King Ludwig's untimely death suited the powers around him - his disgruntled ministers, his uncle and successor Prince Regent Luitpold, and above all Bismarck, who had cause to doubt Ludwig's loyalty to the German empire he had forged in 1871. Ludwig's brother Otto succeeded, but he being also insane, his uncle, Leopold, became regent.

In personal appearance the Bavarians were stout and vigorous, well adapted to bear the fatigues of war, and are generally considered good soldiers. They were accused of being indolent and somewhat addicted to drinking, but were brave, patriotic, and faithful to their word. Their manners and customs toward the close of the 18th century were described as very coarse, and they were said to be deeply imbued with superstitious bigotry; but since the more general diffusion of knowledge a great change for the better had taken place.

Many of the peasantry wore long, loose, snuff-colored coats, lined or edged with pink, and studded in front with silver or white metal buttons, thrown open to display a smart waistcoat of various and brilliant colors; their hats were often ornamented with artificial flowers. Many of the Bavarian women were handsome, lively and graceful. They dressed smartly and display much taste in their attire. Some of them wore blacksilk handkerchiefs, decorated with flowers or ribbons, tied tightly round their heads, some caps of silver or gold tissue, and all had their hair neatly braided.

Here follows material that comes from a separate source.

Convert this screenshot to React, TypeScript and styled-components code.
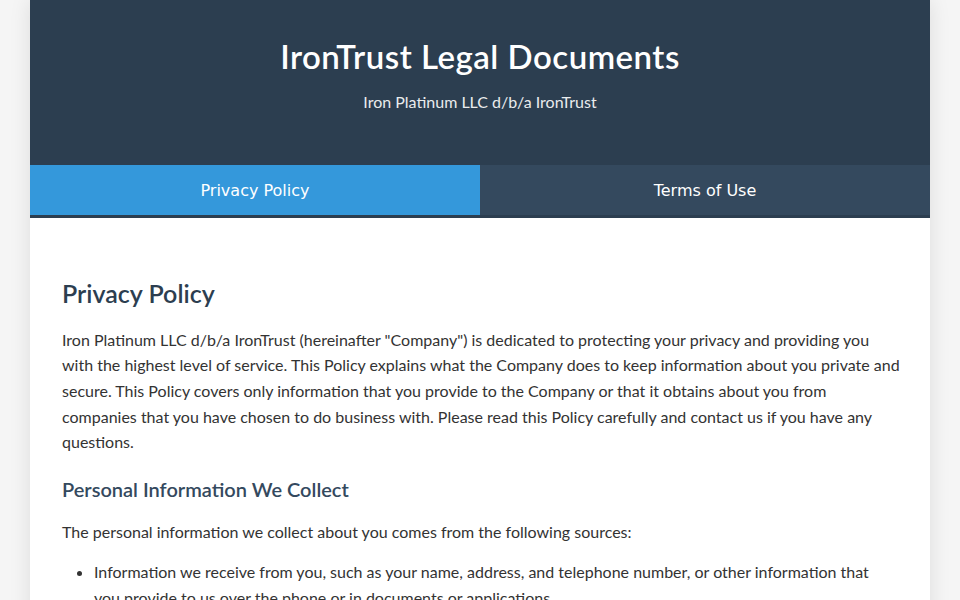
import React, { useState } from "react";
import styled, { createGlobalStyle } from "styled-components";

const GlobalStyle = createGlobalStyle`
  * {
    box-sizing: border-box;
  }

  body {
    margin: 0;
    background: #f5f5f5;
    color: #333;
    font-family: "Segoe UI", Lato, "Open Sans", sans-serif;
    font-size: 16px;
    line-height: 1.6;
  }
`;

const Container = styled.div`
  max-width: 900px;
  margin: 0 auto;
  background: #fff;
  box-shadow: 0 0 20px rgba(0, 0, 0, 0.1);
  min-height: 100vh;
`;

const Header = styled.header`
  background: #2c3e50;
  color: #fff;
  text-align: center;
  padding: 37px 20px 50px;

  h1 {
    margin: 0 0 14px;
    font-size: 33px;
    font-weight: 600;
    letter-spacing: 0.5px;
    line-height: 38.4px;
  }

  p {
    margin: 0;
    opacity: 0.9;
  }
`;

const TabBar = styled.nav`
  display: flex;
  background: #34495e;
  border-bottom: 3px solid #2c3e50;
`;

const TabButton = styled.button<{ $active: boolean }>`
  flex: 1;
  height: 50px;
  border: none;
  padding: 0;
  cursor: pointer;
  font-family: "DejaVu Sans", sans-serif;
  font-size: 16px;
  color: #fff;
  background: ${(p) => (p.$active ? "#3498db" : "#34495e")};
  transition: background 0.3s;

  &:hover {
    background: ${(p) => (p.$active ? "#3498db" : "#3d566e")};
  }
`;

const Content = styled.main`
  padding: 40px 30px 40px 32px;

  h2 {
    margin: 21px 0 19px;
    font-size: 25px;
    font-weight: 600;
    line-height: 1.15;
    color: #2c3e50;
  }

  h3 {
    margin: 22px 0 18px;
    font-size: 20px;
    font-weight: 600;
    line-height: 1.2;
    color: #34495e;
  }

  p {
    margin: 0 0 15px;
  }

  ul {
    margin: 0 0 16px;
    padding: 0 6px 0 32px;
  }

  li {
    margin-bottom: 8px;
  }
`;

const PrivacyPolicy = () => (
  <>
    <h2>Privacy Policy</h2>
    <p>
      Iron Platinum LLC d/b/a IronTrust (hereinafter "Company") is dedicated to
      protecting your privacy and providing you with the highest level of
      service. This Policy explains what the Company does to keep information
      about you private and secure. This Policy covers only information that you
      provide to the Company or that it obtains about you from companies that
      you have chosen to do business with. Please read this Policy carefully and
      contact us if you have any questions.
    </p>
    <h3>Personal Information We Collect</h3>
    <p>The personal information we collect about you comes from the following sources:</p>
    <ul>
      <li>
        Information we receive from you, such as your name, address, and
        telephone number, or other information that you provide to us over the
        phone or in documents or applications.
      </li>
      <li>
        Information about your transactions with us, our affiliates, or others.
      </li>
      <li>Information we receive from consumer reporting agencies.</li>
    </ul>
  </>
);

const TermsOfUse = () => (
  <>
    <h2>Terms of Use</h2>
    <p>
      By accessing or using the services of Iron Platinum LLC d/b/a IronTrust,
      you agree to be bound by these Terms of Use. Please read them carefully.
    </p>
  </>
);

const App = (): JSX.Element => {
  const [tab, setTab] = useState<"privacy" | "terms">("privacy");

  return (
    <>
      <GlobalStyle />
      <Container>
        <Header>
          <h1>IronTrust Legal Documents</h1>
          <p>Iron Platinum LLC d/b/a IronTrust</p>
        </Header>
        <TabBar>
          <TabButton $active={tab === "privacy"} onClick={() => setTab("privacy")}>
            Privacy Policy
          </TabButton>
          <TabButton $active={tab === "terms"} onClick={() => setTab("terms")}>
            Terms of Use
          </TabButton>
        </TabBar>
        <Content>{tab === "privacy" ? <PrivacyPolicy /> : <TermsOfUse />}</Content>
      </Container>
    </>
  );
};

export default App;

Bavaria (German, Bayern; French, Bavidre), was a kingdom in the south of Germany, the second largest state of the empire, composed of two isolated portions, the larger comprising about eleven twelfths of the monarchy, bounded on the east by Bohemia and Upper Austria; on the south by Salzburg and the Tyrol; on the west by Wurtemberg, Baden, Hesse-Darmstadt, and Hesse-Nassau; and on the north by Hesse-Nassau, Weimar, Meiningen, Reuss, Coburg, and the kingdom of Saxony.